Day Ten Sourdough Starter, 12 hours after night feeding, just before the morning feeding
I think my Day Ten starter is just about ready to bake some bread.
Those bubbles look the way the bubbles in my active starter look when the starter is at its peak activity, ready to be fed with flour and turned into dough. Big slow bubbles, and smaller crackly ones. This is a very comforting and familiar look to me. But I'm not jumping the gun.
As a side note, do you see that small bit of starter floating in the glass of water? I did the float test, which I recently learned is one way of checking the carbon dioxide level in the starter. Many sources say that a starter is ready to go when it floats. So I tried it.
And then learned the float test is not conclusive evidence that a starter is at its peak activity--recommended reading. But at least it's an indication that there is action happening.
In any case, I'm following our twice-daily schedule of removing all but 100 g of starter, and feeding with
100g flour (about 1/2 cup)
120 g warm water (just over 1/2 cup)
Once this morning, and once tonight.
I'm keeping an eye on the starter, particularly at the 8-hour mark, which is when I suspect it's at its peak, to see if it has doubled in size.
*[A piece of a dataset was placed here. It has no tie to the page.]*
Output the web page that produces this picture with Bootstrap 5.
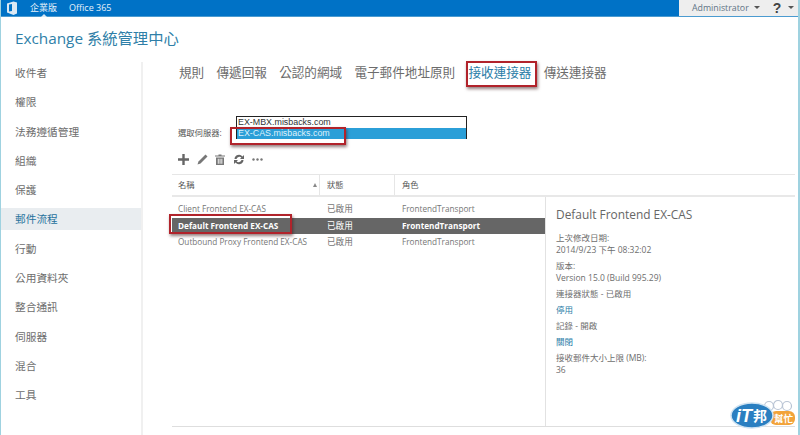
<!DOCTYPE html>
<html lang="zh-Hant">
<head>
<meta charset="utf-8">
<title>Exchange 系統管理中心</title>
<link href="https://cdn.jsdelivr.net/npm/bootstrap@5.3.0/dist/css/bootstrap.min.css" rel="stylesheet">
<style>
html,body{height:435px;overflow:hidden;background:#fff}
body{font-family:"Open Sans","Noto Sans CJK TC",sans-serif;color:#666}
.shell{width:800px;height:435px;position:relative;border-left:1px solid #9fd2e0;border-right:2px solid #9fd2e0;overflow:hidden}
.topbar{height:16.5px;font-size:9px;line-height:12px;border-bottom:1px solid #4b9bd0}
.top-blue{width:678px;background:#0072c6;color:#e6f1fa}
.top-blue svg{margin:0 12px 0 5px}
.top-blue span{margin-right:12px;position:relative}
.top-blue .cur::after{content:"";position:absolute;left:50%;bottom:-3px;margin-left:-3px;border-left:3px solid transparent;border-right:3px solid transparent;border-bottom:3px solid #d9e9f5}
.top-grey{flex:1;background:#eeeeee;color:#5f7486;font-size:8.8px;padding-left:13px}
.caret{width:0;height:0;border-left:3px solid transparent;border-right:3px solid transparent;border-top:3px solid #555;display:inline-block;margin:0 0 1px 5px}
.qmark{font:700 14px/14px "Liberation Sans",sans-serif;color:#444;margin-left:13px}
.caret.last{margin-left:7px}
.app-title{height:45.5px;padding:9px 0 0 14px;font-size:15.3px;line-height:24px;color:#2f7fa8}
.side{width:142px;height:373px;border-right:2px solid #f0f0f0;gap:7.3px}
.side-item{height:22px;line-height:22px;padding-left:14px;font-size:10.7px;color:#6d6d6d}
.side-item.on{background:#e9edf0;color:#26719c}
.main-area{width:655px;padding-left:29px}
.tab-row{height:22px;line-height:22px;gap:12.3px;padding-left:7px;font-size:12.6px;color:#6c6c6c}
.tab-row .on{color:#2a7da8;margin-left:1px}
.pick-row{height:23px;margin-top:32px;padding-left:6px}
.pick-label{width:58px;font-size:8.3px;line-height:11px;padding-top:11px;color:#555}
.pick-box{width:231px;height:23px;border:1px solid #222;font-family:"Liberation Sans",sans-serif;font-size:8.9px;line-height:11px;color:#333;background:#fff}
.pick-box div{height:11px;padding-left:1px}
.pick-box .sel{background:#2b9fd8;color:#dff1fb;height:10.5px}
.tools{height:16px;margin-top:12px;padding-left:6px;gap:7.500px}
.grid-head{height:23px;margin-top:7px;border-top:1px solid #e6e6e6;border-bottom:2px solid #e8e8e8;width:623px;font-size:8.3px;line-height:20px;color:#555}
.cell-a{width:148px;padding-left:6px;flex:none}
.cell-b{width:75px;padding-left:7px;flex:none}
.cell-c{padding-left:7px;flex:1}
.grid-head .cell-a,.grid-head .cell-b{border-right:1px solid #e6e6e6}
.sort{width:0;height:0;border-left:2.500px solid transparent;border-right:2.500px solid transparent;border-bottom:4px solid #888;margin:8px 2px 0 0}
.grid-body{width:623px;height:230px;border-bottom:1px solid #dedede}
.rows{width:373px;padding-top:4px}
.data-row{height:16.5px;line-height:16px;font-size:8.2px;color:#767676}
.data-row .cell-b{font-size:8.6px}
.data-row.on{background:#666;color:#fff;font-weight:700}
.data-row .st{font-weight:400}
.detail{flex:1;border-left:1px solid #e2e2e2;padding:9px 0 0 10px;font-size:8.5px;line-height:12px;color:#6e6e6e}
.detail h6{font-size:11.9px;line-height:16px;font-weight:400;color:#666;margin:0 0 10px}
.detail p{margin:0 0 4px}
.detail a{color:#2a7da8;text-decoration:none}
.mark-box{position:absolute;border:2px solid #b1232b;box-shadow:1px 2px 3px rgba(60,20,20,.55)}
.logo{position:absolute;left:729px;top:399px}
</style>
</head>
<body>
<div class="shell">
  <div class="topbar d-flex">
    <div class="top-blue d-flex align-items-center">
      <svg width="12" height="14" viewBox="0 0 12 14"><path d="M1 2.500 7.500.5 11 1.500v11l-3.500 1.500L1 11.500zM3 3.500v7l3-.5V3z" fill="#dbe9f4" fill-rule="evenodd"/></svg>
      <span class="cur">企業版</span><span>Office 365</span>
    </div>
    <div class="top-grey d-flex align-items-center">Administrator<i class="caret"></i><span class="qmark">?</span><i class="caret last"></i></div>
  </div>
  <div class="app-title">Exchange 系統管理中心</div>
  <div class="d-flex">
    <nav class="side d-flex flex-column">
      <div class="side-item">收件者</div>
      <div class="side-item">權限</div>
      <div class="side-item">法務遵循管理</div>
      <div class="side-item">組織</div>
      <div class="side-item">保護</div>
      <div class="side-item on">郵件流程</div>
      <div class="side-item">行動</div>
      <div class="side-item">公用資料夾</div>
      <div class="side-item">整合通訊</div>
      <div class="side-item">伺服器</div>
      <div class="side-item">混合</div>
      <div class="side-item">工具</div>
    </nav>
    <main class="main-area">
      <div class="tab-row d-flex">
        <span>規則</span><span>傳遞回報</span><span>公認的網域</span><span>電子郵件地址原則</span><span class="on">接收連接器</span><span>傳送連接器</span>
      </div>
      <div class="pick-row d-flex">
        <div class="pick-label">選取伺服器:</div>
        <div class="pick-box"><div>EX-MBX.misbacks.com</div><div class="sel">EX-CAS.misbacks.com</div></div>
      </div>
      <div class="tools d-flex align-items-center">
        <svg width="11" height="11" viewBox="0 0 11 11"><path d="M4.300 0h2.400v4.300H11v2.400H6.700V11H4.300V6.700H0V4.300h4.300z" fill="#666"/></svg>
        <svg width="11" height="11" viewBox="0 0 11 11"><path d="M8.500.5 10.500 2.500 3.500 9.500.5 10.500 1.500 7.500z" fill="#777"/></svg>
        <svg width="10" height="11" viewBox="0 0 10 11"><path d="M3.500.5h3v1H10v1H0v-1h3.500zM1 3.500h8V11H1zM2.800 4.700v5h.9v-5zm1.800 0v5h.9v-5zm1.800 0v5h.9v-5z" fill="#777" fill-rule="evenodd"/></svg>
        <svg width="12" height="11" viewBox="0 0 12 11"><path d="M1.500 5A4.500 4.500 0 0 1 9.500 2.500L11 1v4H7l1.400-1.400A3 3 0 0 0 3.500 5zM10.500 6A4.500 4.500 0 0 1 2.500 8.500L1 10V6h4L3.600 7.400A3 3 0 0 0 8.500 6z" fill="#666"/></svg>
        <svg width="11" height="11" viewBox="0 0 11 11"><circle cx="1.500" cy="5.500" r="1.200" fill="#777"/><circle cx="5.500" cy="5.500" r="1.200" fill="#777"/><circle cx="9.500" cy="5.500" r="1.200" fill="#777"/></svg>
      </div>
      <div class="grid-head d-flex">
        <div class="cell-a d-flex justify-content-between"><span>名稱</span><i class="sort"></i></div>
        <div class="cell-b">狀態</div>
        <div class="cell-c">角色</div>
      </div>
      <div class="grid-body d-flex">
        <div class="rows">
          <div class="data-row d-flex"><div class="cell-a text-nowrap">Client Frontend EX-CAS</div><div class="cell-b">已啟用</div><div class="cell-c">FrontendTransport</div></div>
          <div class="data-row on d-flex"><div class="cell-a text-nowrap">Default Frontend EX-CAS</div><div class="cell-b st">已啟用</div><div class="cell-c">FrontendTransport</div></div>
          <div class="data-row d-flex"><div class="cell-a text-nowrap">Outbound Proxy Frontend EX-CAS</div><div class="cell-b">已啟用</div><div class="cell-c">FrontendTransport</div></div>
        </div>
        <aside class="detail">
          <h6>Default Frontend EX-CAS</h6>
          <p>上次修改日期:<br>2014/9/23 下午 08:32:02</p>
          <p>版本:<br>Version 15.0 (Build 995.29)</p>
          <p>連接器狀態 - 已啟用</p>
          <p><a href="#">停用</a></p>
          <p>記錄 - 開啟</p>
          <p><a href="#">關閉</a></p>
          <p>接收郵件大小上限 (MB):<br>36</p>
        </aside>
      </div>
    </main>
  </div>
  <div class="mark-box" style="left:465px;top:61px;width:71px;height:26px"></div>
  <div class="mark-box" style="left:229px;top:127px;width:116px;height:18px"></div>
  <div class="mark-box" style="left:168px;top:214px;width:123px;height:20px"></div>
  <svg class="logo" width="68" height="30" viewBox="0 0 68 30">
    <g fill="#fff" stroke="#b9c4d4" stroke-width="1.200"><circle cx="39" cy="7" r="4.500"/><circle cx="48" cy="6" r="4.500"/><circle cx="57" cy="7" r="4.500"/></g>
    <rect x="40" y="12" width="25" height="14" rx="6" fill="#f2a33a"/>
    <text x="44" y="23" font-size="9.500" font-weight="700" fill="#fff" font-family="Noto Sans CJK TC,sans-serif">幫忙</text>
    <ellipse cx="22" cy="16.500" rx="21" ry="12.500" fill="#2a7fc1" stroke="#cfe3f2" stroke-width="1.500"/>
    <text x="6" y="23" font-size="18" font-weight="700" font-style="italic" fill="#fff" font-family="Liberation Sans,sans-serif">iT</text>
    <text x="23" y="22" font-size="14" font-weight="700" fill="#fff" font-family="Noto Sans CJK TC,sans-serif">邦</text>
  </svg>
</div>
<script src="https://cdn.jsdelivr.net/npm/bootstrap@5.3.0/dist/js/bootstrap.bundle.min.js"></script>
</body>
</html>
If it has, tomorrow morning I will start the the 2-day process of making a sourdough loaf.
I recommend that everyone at this stage mark the level of their starter and monitor its activity during the day.
I am trying to contain my excitement.
On to today's project, about which I am very excited indeed.
Butter, brown sugar, birch syrup and apples sizzling in the cast-iron pan
Baked Sourdough Apple Pancake
This is a riff on a New York Times recipe by Tejal Reho that was a riff on a recipe by Vinegar Hill House in Brooklyn from a family recipe donated by Angela Johnson Sherry.
A Whitehorse friend and fellow sourdough fan invented the addition of brown sugar and birch or maple syrup that caramelizes so beautifully in the bottom of the pan.
We ate it at my house for breakfast and then I spirited the leftovers out of the house to different neighbours' places for their elevenses. (Hanging a parcel of goodies off a doorknob, ringing the bell and then chatting from a safe distance while your neighbour stands in her doorway is a great way to visit!)
My friend cut her leftover pancake into wedges and took them with her on a drive to Marsh Lake. There she and her pal (who drove in a separate car) snacked on pancake while they sat on a bank and watched the swans, who are here in their hundreds now, on their annual migration north.
You could also serve the pancake at dinner; it's a quick and easy dessert, and very elegant when sprinkled with icing sugar and served on a decorative plate.
Two notes: a non-stick pan is not recommended; and be careful with your very hot pan. I leave an oven mitt on the handle while I'm doing something else to remind myself not to pick the pan up bare-handed.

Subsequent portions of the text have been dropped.